而现在,他能很笃定地回答,他爱阮凝,不是浮于表面,也不是行云流水的一套漂亮话。
如果再有一次机会,他会竭力给阮凝幸福和心安,会让她后半辈子都因为他而没有忧虑。
爱一个人,其实就是不舍得看她独自在风雨里浮沉,也更希望在这些如临大敌的时刻里,给她最可靠、最坚实的怀抱。
沈念丞终于懂了。
他缓步向前走去时,手术室的门也打开。
医生确认谁是家属后在说其他的话。
沈念丞加快步伐来到阮凝身边。
医生见到沈念丞,朝他微微点头后继续跟阮凝说明陶雪梅的情况。
医生说,现在唯一的方法是继续进行下一场难度和风险较高的手术,就是后果难料。
阮凝捏紧双拳,逼迫自己认真去听去分析医生话里的意思。
“手术结束后,患者能够脱离生命危险,但是也有百分之四十的几率变成植物人……”
之后的话,阮凝没再听清,她情绪一激动,恍惚间就要站不稳时,有人拖住她,用着沉着的语调跟医生进行沟通。

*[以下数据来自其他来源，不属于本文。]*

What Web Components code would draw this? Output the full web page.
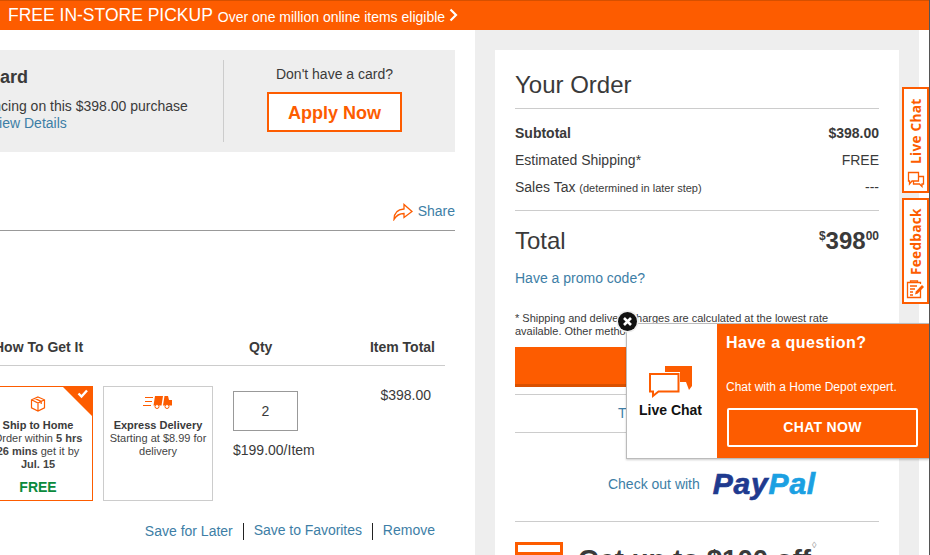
<!DOCTYPE html>
<html>
  <head>
    <meta charset="utf-8" />
    <meta name="viewport" content="width=device-width" />
    <title>Cart</title>
    <style>
      html, body { margin: 0; padding: 0; background: #fff; }
      body { font-family: "Liberation Sans", Arial, sans-serif; color: #3a3a3a; overflow: hidden; }
    </style>
  </head>
  <body>
    <checkout-page></checkout-page>

    <script>
      const ORANGE = "#fd5c00";
      const LINK = "#3d7ea6";

      // small base class, every element only brings its own template
      class Base extends HTMLElement {
        connectedCallback() {
          if (!this.shadowRoot) {
            this.attachShadow({ mode: "open" }).innerHTML = this.render();
          }
        }
      }

      class CheckoutPage extends Base {
        render() {
          return `
          <style>
            :host { display: block; position: relative; width: 929px; height: 555px; overflow: hidden; border-right: 1px solid #555; }
            .main { display: flex; height: 525px; }
            side-tabs { position: absolute; left: 902px; top: 87px; }
            chat-popup { position: absolute; left: 626px; top: 323px; }
          </style>
          <promo-bar></promo-bar>
          <div class="main">
            <cart-column></cart-column>
            <order-column></order-column>
          </div>
          <side-tabs></side-tabs>
          <chat-popup></chat-popup>
        `;
        }
      }

      class PromoBar extends Base {
        render() {
          return `
          <style>
            :host { display: flex; align-items: center; box-sizing: border-box; height: 30px; padding: 0 0 0 8px; background: ${ORANGE}; border-top: 1px solid #d65000; color: #fff; white-space: nowrap; }
            .big { font-size: 17.5px; }
            .small { font-size: 14px; margin-left: 5px; position: relative; top: 1px; }
            svg { margin-left: 4px; margin-top: -2px; }
          </style>
          <span class="big">FREE IN-STORE PICKUP</span>
          <span class="small">Over one million online items eligible</span>
          <svg width="9" height="14" viewBox="0 0 9 14"><path d="M1.5 1.5 L7 7 L1.5 12.5" fill="none" stroke="#fff" stroke-width="2.2"/></svg>
        `;
        }
      }

      class CartColumn extends Base {
        render() {
          return `
          <style>
            :host { display: block; flex: 0 0 475px; box-sizing: border-box; width: 475px; padding: 20px 20px 0 0; overflow: hidden; font-size: 14px; }
          </style>
          <finance-panel></finance-panel>
          <share-row></share-row>
          <cart-table></cart-table>
        `;
        }
      }

      class FinancePanel extends Base {
        render() {
          return `
          <style>
            :host { display: flex; box-sizing: border-box; height: 102px; padding: 10px 0; background: #eee; }
            .left { flex: 0 0 224px; box-sizing: border-box; border-right: 1px solid #ccc; padding-top: 7px; white-space: nowrap; overflow: hidden; }
            .title { font-size: 18px; font-weight: bold; line-height: 20px; margin-left: -13px; }
            .offer { line-height: 17px; margin: 11px 0 0 -34px; }
            .details { line-height: 17px; margin-left: -10px; color: ${LINK}; }
            .right { flex: 1; display: flex; flex-direction: column; align-items: center; padding: 6px 10px 0 0; }
            .ask { line-height: 17px; }
            .apply { box-sizing: border-box; width: 135px; height: 40px; margin-top: 9px; padding-top: 2px; border: 2px solid ${ORANGE}; background: #fff; color: ${ORANGE}; font-size: 18px; font-weight: bold; display: flex; align-items: center; justify-content: center; }
          </style>
          <div class="left">
            <div class="title">Card</div>
            <div class="offer">Financing on this $398.00 purchase</div>
            <div class="details">View Details</div>
          </div>
          <div class="right">
            <div class="ask">Don't have a card?</div>
            <div class="apply">Apply Now</div>
          </div>
        `;
        }
      }

      class ShareRow extends Base {
        render() {
          return `
          <style>
            :host { display: flex; justify-content: flex-end; align-items: center; gap: 5px; height: 22px; margin-top: 48px; padding-bottom: 8px; border-bottom: 1px solid #999; color: ${LINK}; }
          </style>
          <svg width="20" height="20" viewBox="0 0 20 20"><path d="M1 18.5 C1 12 4 8.5 11 8 L11 3.5 L19 10.5 L11 16.5 L11 12.5 C6.5 12.5 3.5 14 1 18.5 Z" fill="none" stroke="${ORANGE}" stroke-width="1.3" stroke-linejoin="miter"/></svg>
          <span>Share</span>
        `;
        }
      }

      class CartTable extends Base {
        render() {
          return `
          <style>
            :host { display: block; width: 462px; margin: 107px 0 0 -17px; }
            .head { display: grid; grid-template-columns: 253px 1fr auto; box-sizing: border-box; height: 28px; padding: 0 10px 0 11px; line-height: 18px; font-weight: bold; border-bottom: 1px solid #ccc; }
            .head .qty { padding-left: 2px; }
            .row { display: flex; margin-top: 20px; }
            .cards { display: flex; gap: 10px; }
            .qty-col { margin: 5px 0 0 20px; width: 140px; }
            .qty-box { box-sizing: border-box; width: 65px; height: 40px; border: 1px solid #999; display: flex; align-items: center; justify-content: center; }
            .each { margin-top: 10px; line-height: 18px; }
            .total { flex: 1; text-align: right; padding-right: 14px; line-height: 18px; }
            .links { display: flex; justify-content: flex-end; margin: 21px 10px 0 0; line-height: 18px; color: ${LINK}; }
            .links span + span { margin-left: 10px; padding-left: 10px; border-left: 1px solid #222; line-height: 15px; margin-top: 1px; }
            .links .fav { letter-spacing: -0.05px; }
            b { font-weight: bold; }
            .free { color: #0a8a3c; font-size: 14px; font-weight: bold; }
          </style>
          <div class="head">
            <span>How To Get It</span>
            <span class="qty">Qty</span>
            <span>Item Total</span>
          </div>
          <div class="row">
            <div class="cards">
              <delivery-card selected>
                <svg slot="icon" width="16" height="16" viewBox="0 0 16 16" fill="none" stroke="${ORANGE}" stroke-width="1.2"><path d="M8 1 L14.5 3.8 L14.5 11.8 L8 15 L1.5 11.8 L1.5 3.8 Z M1.5 3.8 L8 7 L14.5 3.8 M8 7 L8 15 M4.8 2.4 L11.2 5.4 L11.2 8"/></svg>
                <strong slot="title">Ship to Home</strong>
                Order within <b>5 hrs</b><br><b>26 mins</b> get it by<br><b>Jul. 15</b>
                <span slot="price" class="free">FREE</span>
              </delivery-card>
              <delivery-card>
                <svg slot="icon" width="30" height="14" viewBox="0 0 30 14" fill="${ORANGE}"><path d="M0 10 H8 V11 H0 Z M2 6 H9 V7 H2 Z M2 2 H10 V3 H2 Z M12 1 H20 L18.5 10.5 H10.5 Z M21.5 1 H25 L26 5 H29 V10.5 H20 Z"/><circle cx="14" cy="11.5" r="2" fill="#fff" stroke="${ORANGE}"/><circle cx="24" cy="11.5" r="2" fill="#fff" stroke="${ORANGE}"/></svg>
                <strong slot="title">Express Delivery</strong>
                Starting at $8.99 for<br>delivery
              </delivery-card>
            </div>
            <div class="qty-col">
              <div class="qty-box">2</div>
              <div class="each">$199.00/Item</div>
            </div>
            <div class="total">$398.00</div>
          </div>
          <div class="links">
            <span>Save for Later</span><span class="fav">Save to Favorites</span><span>Remove</span>
          </div>
        `;
        }
      }

      class DeliveryCard extends Base {
        render() {
          return `
          <style>
            :host { display: flex; flex-direction: column; align-items: center; position: relative; box-sizing: border-box; width: 110px; height: 115px; border: 1px solid #ccc; text-align: center; font-size: 11px; line-height: 13px; color: #444; white-space: nowrap; }
            :host([selected]) { border-color: ${ORANGE}; }
            .icon { height: 16px; margin-top: 9px; display: flex; align-items: center; }
            :host(:not([selected])) .icon { margin-top: 7px; }
            .title { margin-top: 7px; font-weight: bold; color: #3a3a3a; }
            :host(:not([selected])) .title { margin-top: 9px; }
            .price { margin-top: 6px; line-height: 20px; }
            .corner { position: absolute; top: 0; right: 0; width: 29px; height: 29px; display: none; }
            :host([selected]) .corner { display: block; }
          </style>
          <svg class="corner" viewBox="0 0 29 29"><path d="M0 0 H29 V29 Z" fill="${ORANGE}"/><path d="M15.5 6.5 L18.5 9.5 L24 3.5" fill="none" stroke="#fff" stroke-width="2.4"/></svg>
          <div class="icon"><slot name="icon"></slot></div>
          <div class="title"><slot name="title"></slot></div>
          <div><slot></slot></div>
          <div class="price"><slot name="price"></slot></div>
        `;
        }
      }

      class OrderColumn extends Base {
        render() {
          return `
          <style>
            :host { display: block; box-sizing: border-box; width: 444px; height: 525px; padding: 20px 20px 0; background: #eee; }
          </style>
          <order-card></order-card>
        `;
        }
      }

      class OrderCard extends Base {
        render() {
          return `
          <style>
            :host { display: block; box-sizing: border-box; height: 505px; padding: 20px 20px 0; background: #fff; font-size: 14px; overflow: hidden; }
            .h { font-size: 24px; line-height: 30px; padding-bottom: 8px; border-bottom: 1px solid #ccc; }
            .rows { padding: 11px 0 9px; border-bottom: 1px solid #ccc; }
            .r { display: flex; justify-content: space-between; height: 27px; line-height: 27px; }
            .r.bold { font-weight: bold; }
            small { font-size: 11px; }
            .total { display: flex; justify-content: space-between; margin-top: 15px; font-size: 24px; line-height: 30px; }
            .amount { font-weight: bold; }
            .amount sup { font-size: 12px; line-height: 0; vertical-align: 9px; }
            .promo { margin-top: 13px; line-height: 18px; color: ${LINK}; }
            .fine { margin-top: 25px; font-size: 11px; line-height: 13px; height: 26px; white-space: nowrap; }
            .btn { box-sizing: border-box; height: 40px; margin-top: 9px; background: ${ORANGE}; border-bottom: 3px solid #d95000; }
            .t { margin-top: 7px; box-sizing: border-box; height: 39px; border-top: 1px solid #ccc; border-bottom: 1px solid #ccc; padding-left: 103px; line-height: 37px; color: ${LINK}; }
            .paypal { display: flex; align-items: center; justify-content: center; gap: 12px; box-sizing: border-box; height: 89px; padding: 13px 0 0 30px; border-bottom: 1px solid #ccc; color: ${LINK}; }
            .logo { font-size: 30px; line-height: 30px; font-weight: bold; font-style: italic; letter-spacing: 0.8px; margin: 1px 0 0 1px; -webkit-text-stroke: 0.7px; }
            .logo i:first-child { color: #1f3a8f; }
            .logo i:last-child { color: #1ba0e2; }
            .card-offer { display: flex; align-items: flex-start; margin-top: 20px; }
            .card-icon { box-sizing: border-box; width: 48px; height: 34px; border: 3px solid ${ORANGE}; background: linear-gradient(#fff 7px, ${ORANGE} 7px, ${ORANGE} 14px, #fff 14px); }
            .get { margin: 3px 0 0 15px; font-size: 27.6px; line-height: 30px; font-weight: bold; white-space: nowrap; display: flex; align-items: flex-start; }
            .get sup { font-size: 9px; line-height: 9px; font-weight: normal; color: #999; margin: -4px 0 0 1px; }
          </style>
          <div class="h">Your Order</div>
          <div class="rows">
            <div class="r bold"><span>Subtotal</span><span>$398.00</span></div>
            <div class="r"><span>Estimated Shipping*</span><span>FREE</span></div>
            <div class="r"><span>Sales Tax <small>(determined in later step)</small></span><span>---</span></div>
          </div>
          <div class="total">
            <span>Total</span>
            <span class="amount"><sup>$</sup>398<sup>00</sup></span>
          </div>
          <div class="promo">Have a promo code?</div>
          <div class="fine">* Shipping and delivery charges are calculated at the lowest rate<br>available. Other methods</div>
          <div class="btn"></div>
          <div class="t">T</div>
          <div class="paypal">
            <span>Check out with</span>
            <span class="logo"><i>Pay</i><i>Pal</i></span>
          </div>
          <div class="card-offer">
            <div class="card-icon"></div>
            <div class="get"><span>Get up to $100 off</span><sup>◊</sup></div>
          </div>
        `;
        }
      }

      class SideTabs extends Base {
        render() {
          return `
          <style>
            :host { display: flex; flex-direction: column; gap: 5px; }
          </style>
          <side-tab>
            Live Chat
            <svg slot="icon" width="18" height="17" viewBox="0 0 18 17" fill="none" stroke="${ORANGE}" stroke-width="1.3"><path d="M1.5 1.5 H11.5 V10 H5 L2.5 13 V10 H1.5 Z"/><path d="M11.5 5.5 H16.5 V13 H15 V15.5 L12.5 13 H6.5 V10"/></svg>
          </side-tab>
          <side-tab>
            Feedback
            <svg slot="icon" width="19" height="19" viewBox="0 0 19 19" fill="none" stroke="${ORANGE}" stroke-width="1.3"><path d="M14.5 7 V17.5 H1.5 V2.5 H14.5 V4"/><path d="M4 6 H11 M4 9 H9 M4 12 H7 M4 15 H7" stroke-width="1.5"/><path d="M9 14.5 L9.8 11.5 L16 5 L18 7 L11.8 13.5 Z" fill="${ORANGE}" stroke="none"/><path d="M4.5 2.5 V1 H11.5 V2.5"/></svg>
          </side-tab>
        `;
        }
      }

      class SideTab extends Base {
        render() {
          return `
          <style>
            :host { display: flex; flex-direction: column; align-items: center; box-sizing: border-box; width: 27px; height: 106px; border: 2px solid ${ORANGE}; background: #fff; color: ${ORANGE}; font-family: "Open Sans", sans-serif; font-weight: 700; font-size: 13.6px; letter-spacing: 0.3px; white-space: nowrap; }
            .text { writing-mode: vertical-rl; transform: rotate(180deg); height: 68px; margin: 7px 1px 0 0; line-height: 23px; text-align: left; }
            .icon { margin-top: auto; margin-bottom: 3px; display: flex; }
          </style>
          <div class="text"><slot></slot></div>
          <div class="icon"><slot name="icon"></slot></div>
        `;
        }
      }

      class ChatPopup extends Base {
        render() {
          return `
          <style>
            :host { display: flex; box-sizing: border-box; width: 303px; height: 136px; border: 1px solid #bbb; border-right: 0; background: #fff; box-shadow: 0 1px 2px rgba(0,0,0,.2); }
            .close { position: absolute; left: -9px; top: -12px; width: 19px; height: 19px; border-radius: 50%; background: #111; box-shadow: 0 0 0 1.5px #eee; display: flex; align-items: center; justify-content: center; }
            .pic { flex: 0 0 90px; display: flex; flex-direction: column; align-items: center; padding: 42px 3px 0 0; box-sizing: border-box; }
            .pic span { margin-top: 2px; font-size: 14px; line-height: 18px; font-weight: bold; color: #111; }
            .ask { flex: 1; box-sizing: border-box; padding: 9px 11px 0 9px; background: ${ORANGE}; color: #fff; }
            h3 { margin: 0; font-size: 16px; line-height: 20px; font-weight: bold; letter-spacing: .5px; }
            p { margin: 26px 0 0; font-size: 12px; line-height: 16px; }
            .now { box-sizing: border-box; height: 39px; margin: 13px 0 0 1px; padding-bottom: 2px; border: 2px solid #fff; border-radius: 2px; display: flex; align-items: center; justify-content: center; font-size: 14px; font-weight: bold; letter-spacing: .3px; }
          </style>
          <div class="close"><svg width="11" height="11" viewBox="0 0 11 11"><path d="M2 2 L9 9 M9 2 L2 9" stroke="#fff" stroke-width="2.6"/></svg></div>
          <div class="pic">
            <svg width="44" height="33" viewBox="0 0 44 33">
              <path d="M16 0 H43 V20 L40 24 L37 16 H16 Z" fill="${ORANGE}"/>
              <path d="M0 6 H31 V27 H10 L3 32.5 V27 H0 Z" fill="#fff"/>
              <path d="M1 8 H29.5 V25.5 H9.5 L4 30 V25.5 H1 Z" fill="#fff" stroke="${ORANGE}" stroke-width="2"/>
            </svg>
            <span>Live Chat</span>
          </div>
          <div class="ask">
            <h3>Have a question?</h3>
            <p>Chat with a Home Depot expert.</p>
            <div class="now">CHAT NOW</div>
          </div>
        `;
        }
      }

      customElements.define("checkout-page", CheckoutPage);
      customElements.define("promo-bar", PromoBar);
      customElements.define("cart-column", CartColumn);
      customElements.define("finance-panel", FinancePanel);
      customElements.define("share-row", ShareRow);
      customElements.define("cart-table", CartTable);
      customElements.define("delivery-card", DeliveryCard);
      customElements.define("order-column", OrderColumn);
      customElements.define("order-card", OrderCard);
      customElements.define("side-tabs", SideTabs);
      customElements.define("side-tab", SideTab);
      customElements.define("chat-popup", ChatPopup);
    </script>
  </body>
</html>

“阮凝,”他敛着眉,沉声叫她,“现在没有其他的办法了,只有在手术单上签字,妈才能从手术室里出来。”
阮凝无助地摇头,泪水模糊了视线,她眼前只剩一片虚影。
她呜咽着,声线颤抖又无助:“我妈她……要是变成植物人,再也醒……醒不过来怎么办?”
“姐,管不了那么多了,只要妈活着就还有希望。”
阮廷忍着眼泪劝说,可真要他在手术单上签字时,他却手抖如筛糠,完全握不住笔。
没时间再耽误,沈念丞敛容对阮凝说:“要是出了什么事情,你只管怪我。”
说罢,他接过笔在手术单上签字,而后朝医生说:“里面的人是我岳母,你们一定、一定要尽力。”
他话里带着紧迫。
医生郑重地朝他点头,两人虽然有私交,但他也不敢做出承诺,只能说:“静待结果吧。”
手术室的门再度紧闭,阮凝已经泣不成声。
沈念丞顾不得其他的,复将阮凝搂在怀里,告诉她,不要怕,一切都由他承担。
如果陶雪梅平安地被推出手术室,那就皆大欢喜,如果陶雪梅真的有什么不测,那就由他就当这个罪人。
阮凝疲软无力地倚靠在他宽厚温热的胸膛上,什么话都说不出来。
手术进行了五个多小时。
阮凝从中午后就没再进食,眼下到了凌晨还是滴水未沾的状态,沈念丞劝人未果,便默默陪她。
说实话,就连他自己都食不下咽,更何况阮凝。
等门再打开时,阮凝已经是懵了很久的状态,她陡然一站起身,眼前霎时昏黑,脚下也虚浮无力,踩不稳当。
沈念丞揽着她的腰,移步至医生面前。
医生摘下口罩,显出虚脱与疲惫的脸色,仍撑着通知他们:“术后还需进行七十二小时的观察,如果没有突发或并发情况,就没有其他的问题了。”
“阮凝,没事了。”沈念丞缓了口气。
但阮凝的情绪还是很差,心中那块巨石仍旧悬着,让她呼不出气。
“先吃饭好吗,这样会熬不住的。”沈念丞再度开口劝她。
阮凝摇摇头,“我要去守着我妈。”
“守,我陪你守”沈念丞接着说,“但是我们先把自己照顾好,否则妈醒过来谁照顾?”
沈念丞说的有道理,阮凝恍惚片刻后又对沈念丞说:“你也还没吃饭吧?你胃不好干嘛还陪我硬撑?”
这种时候,阮凝还记挂着他有胃病。
沈念丞情绪翻涌,软声道:“那现在先陪我去吃饭。”
阮廷在一旁听着他们的交流,暗揣两人目前究竟是什么关系。
不过这些问题并没占大头,他更感激沈念丞当机立断,替他们姐弟俩在危急时刻签下了那个名字。